### Given instruction
Do not copy the pictures; transcribe all other material exactly.

[Start Information supplied]

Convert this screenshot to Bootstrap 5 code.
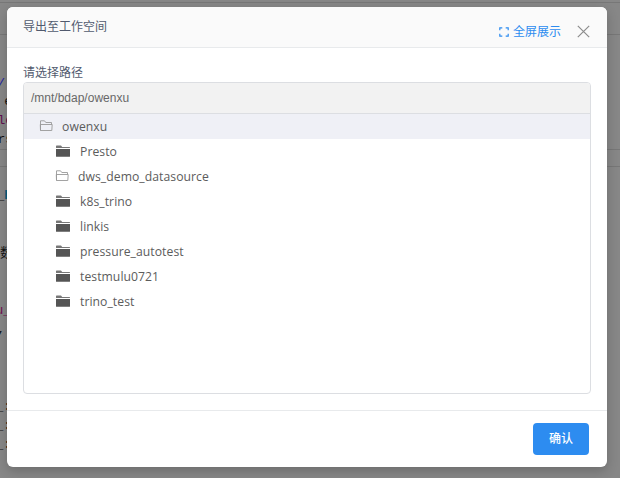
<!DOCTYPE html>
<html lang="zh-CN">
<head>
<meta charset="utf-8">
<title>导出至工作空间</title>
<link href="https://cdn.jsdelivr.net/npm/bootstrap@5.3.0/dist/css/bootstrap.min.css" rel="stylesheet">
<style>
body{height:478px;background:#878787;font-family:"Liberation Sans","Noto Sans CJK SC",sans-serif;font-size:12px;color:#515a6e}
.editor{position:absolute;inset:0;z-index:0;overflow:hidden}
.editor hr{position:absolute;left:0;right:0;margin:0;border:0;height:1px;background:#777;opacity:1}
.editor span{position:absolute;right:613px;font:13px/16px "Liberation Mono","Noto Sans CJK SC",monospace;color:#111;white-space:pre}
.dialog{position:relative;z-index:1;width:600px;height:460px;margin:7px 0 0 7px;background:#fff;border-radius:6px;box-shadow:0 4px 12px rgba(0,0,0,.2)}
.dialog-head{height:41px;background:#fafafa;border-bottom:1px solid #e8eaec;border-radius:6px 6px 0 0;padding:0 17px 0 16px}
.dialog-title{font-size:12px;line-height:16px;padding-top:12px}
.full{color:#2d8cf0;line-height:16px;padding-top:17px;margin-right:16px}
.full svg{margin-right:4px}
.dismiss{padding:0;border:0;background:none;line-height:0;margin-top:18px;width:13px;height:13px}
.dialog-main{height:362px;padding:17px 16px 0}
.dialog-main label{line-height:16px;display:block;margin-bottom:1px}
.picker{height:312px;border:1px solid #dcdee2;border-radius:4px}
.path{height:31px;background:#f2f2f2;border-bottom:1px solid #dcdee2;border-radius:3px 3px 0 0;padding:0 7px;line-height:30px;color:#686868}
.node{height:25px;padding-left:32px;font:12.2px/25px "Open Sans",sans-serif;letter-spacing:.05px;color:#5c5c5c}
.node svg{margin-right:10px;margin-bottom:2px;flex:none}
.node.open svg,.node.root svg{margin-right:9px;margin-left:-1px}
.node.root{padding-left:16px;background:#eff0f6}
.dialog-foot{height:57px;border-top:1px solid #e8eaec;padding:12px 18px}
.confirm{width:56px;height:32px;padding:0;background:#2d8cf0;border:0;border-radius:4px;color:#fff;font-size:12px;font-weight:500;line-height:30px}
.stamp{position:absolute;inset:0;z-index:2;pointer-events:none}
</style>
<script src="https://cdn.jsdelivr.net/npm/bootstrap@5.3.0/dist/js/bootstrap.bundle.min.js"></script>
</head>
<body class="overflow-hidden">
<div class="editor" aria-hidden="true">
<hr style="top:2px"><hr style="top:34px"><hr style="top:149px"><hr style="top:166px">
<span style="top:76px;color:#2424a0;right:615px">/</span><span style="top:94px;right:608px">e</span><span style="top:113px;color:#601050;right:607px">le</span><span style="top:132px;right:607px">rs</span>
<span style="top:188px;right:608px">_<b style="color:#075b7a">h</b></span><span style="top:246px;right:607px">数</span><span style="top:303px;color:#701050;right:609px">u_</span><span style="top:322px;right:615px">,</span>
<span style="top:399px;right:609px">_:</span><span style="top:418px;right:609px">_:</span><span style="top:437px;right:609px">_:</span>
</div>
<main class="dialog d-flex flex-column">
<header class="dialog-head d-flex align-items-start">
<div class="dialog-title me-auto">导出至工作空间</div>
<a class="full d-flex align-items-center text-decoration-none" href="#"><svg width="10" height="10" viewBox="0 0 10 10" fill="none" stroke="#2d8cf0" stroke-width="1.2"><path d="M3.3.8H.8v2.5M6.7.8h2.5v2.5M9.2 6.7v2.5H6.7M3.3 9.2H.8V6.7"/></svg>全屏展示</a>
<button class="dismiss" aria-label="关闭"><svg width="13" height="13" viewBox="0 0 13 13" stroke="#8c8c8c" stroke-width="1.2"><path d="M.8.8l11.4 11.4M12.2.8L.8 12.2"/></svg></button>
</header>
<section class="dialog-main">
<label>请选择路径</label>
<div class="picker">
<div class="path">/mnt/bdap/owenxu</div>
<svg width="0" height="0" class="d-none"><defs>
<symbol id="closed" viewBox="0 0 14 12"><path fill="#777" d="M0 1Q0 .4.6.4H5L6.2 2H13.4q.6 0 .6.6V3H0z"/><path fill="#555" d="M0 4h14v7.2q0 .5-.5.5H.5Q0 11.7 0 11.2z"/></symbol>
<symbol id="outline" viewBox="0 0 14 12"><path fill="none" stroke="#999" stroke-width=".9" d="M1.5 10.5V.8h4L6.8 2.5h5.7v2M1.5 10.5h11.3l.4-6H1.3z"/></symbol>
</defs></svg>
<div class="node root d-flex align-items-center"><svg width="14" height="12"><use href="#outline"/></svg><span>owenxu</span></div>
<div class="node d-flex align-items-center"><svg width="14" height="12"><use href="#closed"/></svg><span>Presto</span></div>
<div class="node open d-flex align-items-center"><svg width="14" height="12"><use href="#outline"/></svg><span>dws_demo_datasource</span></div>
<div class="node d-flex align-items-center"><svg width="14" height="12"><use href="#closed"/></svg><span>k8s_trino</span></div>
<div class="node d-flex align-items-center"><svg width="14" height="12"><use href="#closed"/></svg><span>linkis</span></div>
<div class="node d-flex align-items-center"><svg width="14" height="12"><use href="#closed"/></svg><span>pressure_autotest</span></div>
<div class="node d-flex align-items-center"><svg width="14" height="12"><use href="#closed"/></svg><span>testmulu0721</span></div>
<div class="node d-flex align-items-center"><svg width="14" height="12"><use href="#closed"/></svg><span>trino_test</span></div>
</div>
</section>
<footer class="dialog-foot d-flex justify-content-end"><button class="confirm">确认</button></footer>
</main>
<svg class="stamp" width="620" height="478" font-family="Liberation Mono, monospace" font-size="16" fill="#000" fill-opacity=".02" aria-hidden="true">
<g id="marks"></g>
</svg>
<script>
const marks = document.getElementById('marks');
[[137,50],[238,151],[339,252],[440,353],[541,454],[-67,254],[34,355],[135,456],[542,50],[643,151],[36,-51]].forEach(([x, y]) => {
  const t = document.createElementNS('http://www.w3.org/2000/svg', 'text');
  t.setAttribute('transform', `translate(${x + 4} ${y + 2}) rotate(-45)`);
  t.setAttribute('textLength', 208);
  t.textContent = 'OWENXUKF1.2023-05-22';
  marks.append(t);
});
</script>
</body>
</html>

[End Information supplied]

### Correct response
Convert this screenshot to Bootstrap 5 code.
<!DOCTYPE html>
<html lang="zh-CN">
<head>
<meta charset="utf-8">
<title>导出至工作空间</title>
<link href="https://cdn.jsdelivr.net/npm/bootstrap@5.3.0/dist/css/bootstrap.min.css" rel="stylesheet">
<style>
body{height:478px;background:#878787;font-family:"Liberation Sans","Noto Sans CJK SC",sans-serif;font-size:12px;color:#515a6e}
.editor{position:absolute;inset:0;z-index:0;overflow:hidden}
.editor hr{position:absolute;left:0;right:0;margin:0;border:0;height:1px;background:#777;opacity:1}
.editor span{position:absolute;right:613px;font:13px/16px "Liberation Mono","Noto Sans CJK SC",monospace;color:#111;white-space:pre}
.dialog{position:relative;z-index:1;width:600px;height:460px;margin:7px 0 0 7px;background:#fff;border-radius:6px;box-shadow:0 4px 12px rgba(0,0,0,.2)}
.dialog-head{height:41px;background:#fafafa;border-bottom:1px solid #e8eaec;border-radius:6px 6px 0 0;padding:0 17px 0 16px}
.dialog-title{font-size:12px;line-height:16px;padding-top:12px}
.full{color:#2d8cf0;line-height:16px;padding-top:17px;margin-right:16px}
.full svg{margin-right:4px}
.dismiss{padding:0;border:0;background:none;line-height:0;margin-top:18px;width:13px;height:13px}
.dialog-main{height:362px;padding:17px 16px 0}
.dialog-main label{line-height:16px;display:block;margin-bottom:1px}
.picker{height:312px;border:1px solid #dcdee2;border-radius:4px}
.path{height:31px;background:#f2f2f2;border-bottom:1px solid #dcdee2;border-radius:3px 3px 0 0;padding:0 7px;line-height:30px;color:#686868}
.node{height:25px;padding-left:32px;font:12.2px/25px "Open Sans",sans-serif;letter-spacing:.05px;color:#5c5c5c}
.node svg{margin-right:10px;margin-bottom:2px;flex:none}
.node.open svg,.node.root svg{margin-right:9px;margin-left:-1px}
.node.root{padding-left:16px;background:#eff0f6}
.dialog-foot{height:57px;border-top:1px solid #e8eaec;padding:12px 18px}
.confirm{width:56px;height:32px;padding:0;background:#2d8cf0;border:0;border-radius:4px;color:#fff;font-size:12px;font-weight:500;line-height:30px}
.stamp{position:absolute;inset:0;z-index:2;pointer-events:none}
</style>
<script src="https://cdn.jsdelivr.net/npm/bootstrap@5.3.0/dist/js/bootstrap.bundle.min.js"></script>
</head>
<body class="overflow-hidden">
<div class="editor" aria-hidden="true">
<hr style="top:2px"><hr style="top:34px"><hr style="top:149px"><hr style="top:166px">
<span style="top:76px;color:#2424a0;right:615px">/</span><span style="top:94px;right:608px">e</span><span style="top:113px;color:#601050;right:607px">le</span><span style="top:132px;right:607px">rs</span>
<span style="top:188px;right:608px">_<b style="color:#075b7a">h</b></span><span style="top:246px;right:607px">数</span><span style="top:303px;color:#701050;right:609px">u_</span><span style="top:322px;right:615px">,</span>
<span style="top:399px;right:609px">_:</span><span style="top:418px;right:609px">_:</span><span style="top:437px;right:609px">_:</span>
</div>
<main class="dialog d-flex flex-column">
<header class="dialog-head d-flex align-items-start">
<div class="dialog-title me-auto">导出至工作空间</div>
<a class="full d-flex align-items-center text-decoration-none" href="#"><svg width="10" height="10" viewBox="0 0 10 10" fill="none" stroke="#2d8cf0" stroke-width="1.2"><path d="M3.3.8H.8v2.5M6.7.8h2.5v2.5M9.2 6.7v2.5H6.7M3.3 9.2H.8V6.7"/></svg>全屏展示</a>
<button class="dismiss" aria-label="关闭"><svg width="13" height="13" viewBox="0 0 13 13" stroke="#8c8c8c" stroke-width="1.2"><path d="M.8.8l11.4 11.4M12.2.8L.8 12.2"/></svg></button>
</header>
<section class="dialog-main">
<label>请选择路径</label>
<div class="picker">
<div class="path">/mnt/bdap/owenxu</div>
<svg width="0" height="0" class="d-none"><defs>
<symbol id="closed" viewBox="0 0 14 12"><path fill="#777" d="M0 1Q0 .4.6.4H5L6.2 2H13.4q.6 0 .6.6V3H0z"/><path fill="#555" d="M0 4h14v7.2q0 .5-.5.5H.5Q0 11.7 0 11.2z"/></symbol>
<symbol id="outline" viewBox="0 0 14 12"><path fill="none" stroke="#999" stroke-width=".9" d="M1.5 10.5V.8h4L6.8 2.5h5.7v2M1.5 10.5h11.3l.4-6H1.3z"/></symbol>
</defs></svg>
<div class="node root d-flex align-items-center"><svg width="14" height="12"><use href="#outline"/></svg><span>owenxu</span></div>
<div class="node d-flex align-items-center"><svg width="14" height="12"><use href="#closed"/></svg><span>Presto</span></div>
<div class="node open d-flex align-items-center"><svg width="14" height="12"><use href="#outline"/></svg><span>dws_demo_datasource</span></div>
<div class="node d-flex align-items-center"><svg width="14" height="12"><use href="#closed"/></svg><span>k8s_trino</span></div>
<div class="node d-flex align-items-center"><svg width="14" height="12"><use href="#closed"/></svg><span>linkis</span></div>
<div class="node d-flex align-items-center"><svg width="14" height="12"><use href="#closed"/></svg><span>pressure_autotest</span></div>
<div class="node d-flex align-items-center"><svg width="14" height="12"><use href="#closed"/></svg><span>testmulu0721</span></div>
<div class="node d-flex align-items-center"><svg width="14" height="12"><use href="#closed"/></svg><span>trino_test</span></div>
</div>
</section>
<footer class="dialog-foot d-flex justify-content-end"><button class="confirm">确认</button></footer>
</main>
<svg class="stamp" width="620" height="478" font-family="Liberation Mono, monospace" font-size="16" fill="#000" fill-opacity=".02" aria-hidden="true">
<g id="marks"></g>
</svg>
<script>
const marks = document.getElementById('marks');
[[137,50],[238,151],[339,252],[440,353],[541,454],[-67,254],[34,355],[135,456],[542,50],[643,151],[36,-51]].forEach(([x, y]) => {
  const t = document.createElementNS('http://www.w3.org/2000/svg', 'text');
  t.setAttribute('transform', `translate(${x + 4} ${y + 2}) rotate(-45)`);
  t.setAttribute('textLength', 208);
  t.textContent = 'OWENXUKF1.2023-05-22';
  marks.append(t);
});
</script>
</body>
</html>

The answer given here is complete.